INSTRUCTIONS TO FOLLOW: Count the lines below that contain the word "styled" and give only the number.
════════════════════
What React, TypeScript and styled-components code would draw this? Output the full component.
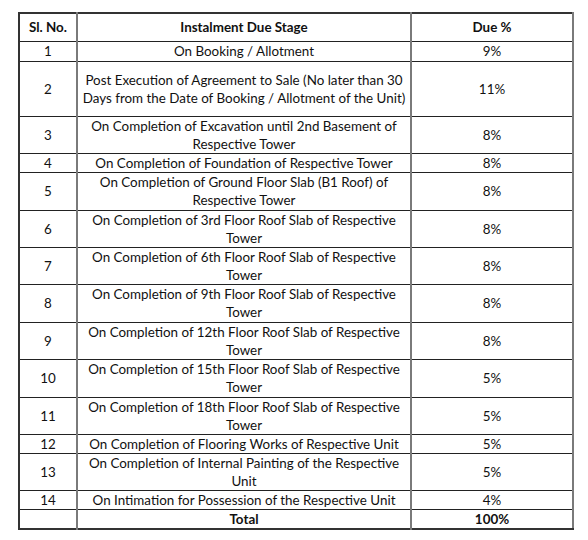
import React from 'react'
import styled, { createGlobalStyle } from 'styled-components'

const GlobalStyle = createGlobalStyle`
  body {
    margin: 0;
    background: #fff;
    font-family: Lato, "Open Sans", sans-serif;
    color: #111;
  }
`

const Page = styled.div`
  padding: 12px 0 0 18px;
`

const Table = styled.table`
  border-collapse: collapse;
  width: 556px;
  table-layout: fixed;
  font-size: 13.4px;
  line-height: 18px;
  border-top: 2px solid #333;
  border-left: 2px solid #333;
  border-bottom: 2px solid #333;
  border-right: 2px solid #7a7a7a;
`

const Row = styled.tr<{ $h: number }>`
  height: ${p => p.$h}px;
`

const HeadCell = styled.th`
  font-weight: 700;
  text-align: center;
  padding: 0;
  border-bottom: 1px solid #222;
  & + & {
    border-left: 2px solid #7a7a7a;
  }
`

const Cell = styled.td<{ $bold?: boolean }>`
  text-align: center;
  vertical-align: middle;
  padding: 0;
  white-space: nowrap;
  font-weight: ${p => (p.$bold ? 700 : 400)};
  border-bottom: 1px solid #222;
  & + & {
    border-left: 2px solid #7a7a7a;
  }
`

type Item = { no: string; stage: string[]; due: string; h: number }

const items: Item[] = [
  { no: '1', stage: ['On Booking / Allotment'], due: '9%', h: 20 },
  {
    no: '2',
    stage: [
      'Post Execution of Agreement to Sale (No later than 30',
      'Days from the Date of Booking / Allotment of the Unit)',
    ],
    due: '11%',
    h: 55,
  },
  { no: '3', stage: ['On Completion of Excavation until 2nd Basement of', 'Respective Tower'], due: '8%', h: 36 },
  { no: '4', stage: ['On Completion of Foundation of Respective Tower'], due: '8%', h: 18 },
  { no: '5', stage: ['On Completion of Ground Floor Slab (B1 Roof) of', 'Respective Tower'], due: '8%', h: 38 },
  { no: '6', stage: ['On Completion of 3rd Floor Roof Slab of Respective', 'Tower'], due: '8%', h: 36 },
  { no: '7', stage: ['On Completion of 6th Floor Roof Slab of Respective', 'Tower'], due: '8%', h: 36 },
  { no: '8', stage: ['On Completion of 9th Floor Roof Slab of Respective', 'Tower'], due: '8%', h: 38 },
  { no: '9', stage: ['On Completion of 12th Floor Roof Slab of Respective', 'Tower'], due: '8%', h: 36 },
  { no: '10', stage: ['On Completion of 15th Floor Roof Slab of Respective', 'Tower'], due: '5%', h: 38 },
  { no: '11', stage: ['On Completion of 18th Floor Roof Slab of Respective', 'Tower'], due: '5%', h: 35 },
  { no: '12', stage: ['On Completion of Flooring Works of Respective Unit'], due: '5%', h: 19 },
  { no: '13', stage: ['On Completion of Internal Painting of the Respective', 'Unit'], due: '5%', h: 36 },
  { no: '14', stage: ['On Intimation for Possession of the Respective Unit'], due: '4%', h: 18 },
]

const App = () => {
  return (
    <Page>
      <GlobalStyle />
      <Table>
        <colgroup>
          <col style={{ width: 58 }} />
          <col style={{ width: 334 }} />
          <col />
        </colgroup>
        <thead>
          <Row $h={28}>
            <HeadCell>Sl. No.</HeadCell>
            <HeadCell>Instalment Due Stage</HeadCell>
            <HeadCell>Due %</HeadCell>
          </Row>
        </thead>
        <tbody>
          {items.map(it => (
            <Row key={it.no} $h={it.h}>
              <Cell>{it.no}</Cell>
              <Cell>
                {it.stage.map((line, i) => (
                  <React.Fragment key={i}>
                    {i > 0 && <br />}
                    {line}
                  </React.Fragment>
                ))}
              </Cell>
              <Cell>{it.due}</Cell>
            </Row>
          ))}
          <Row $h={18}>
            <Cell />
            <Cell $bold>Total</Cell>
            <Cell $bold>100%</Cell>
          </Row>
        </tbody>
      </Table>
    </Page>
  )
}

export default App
════════════════════
RESPONSE BELOW: 7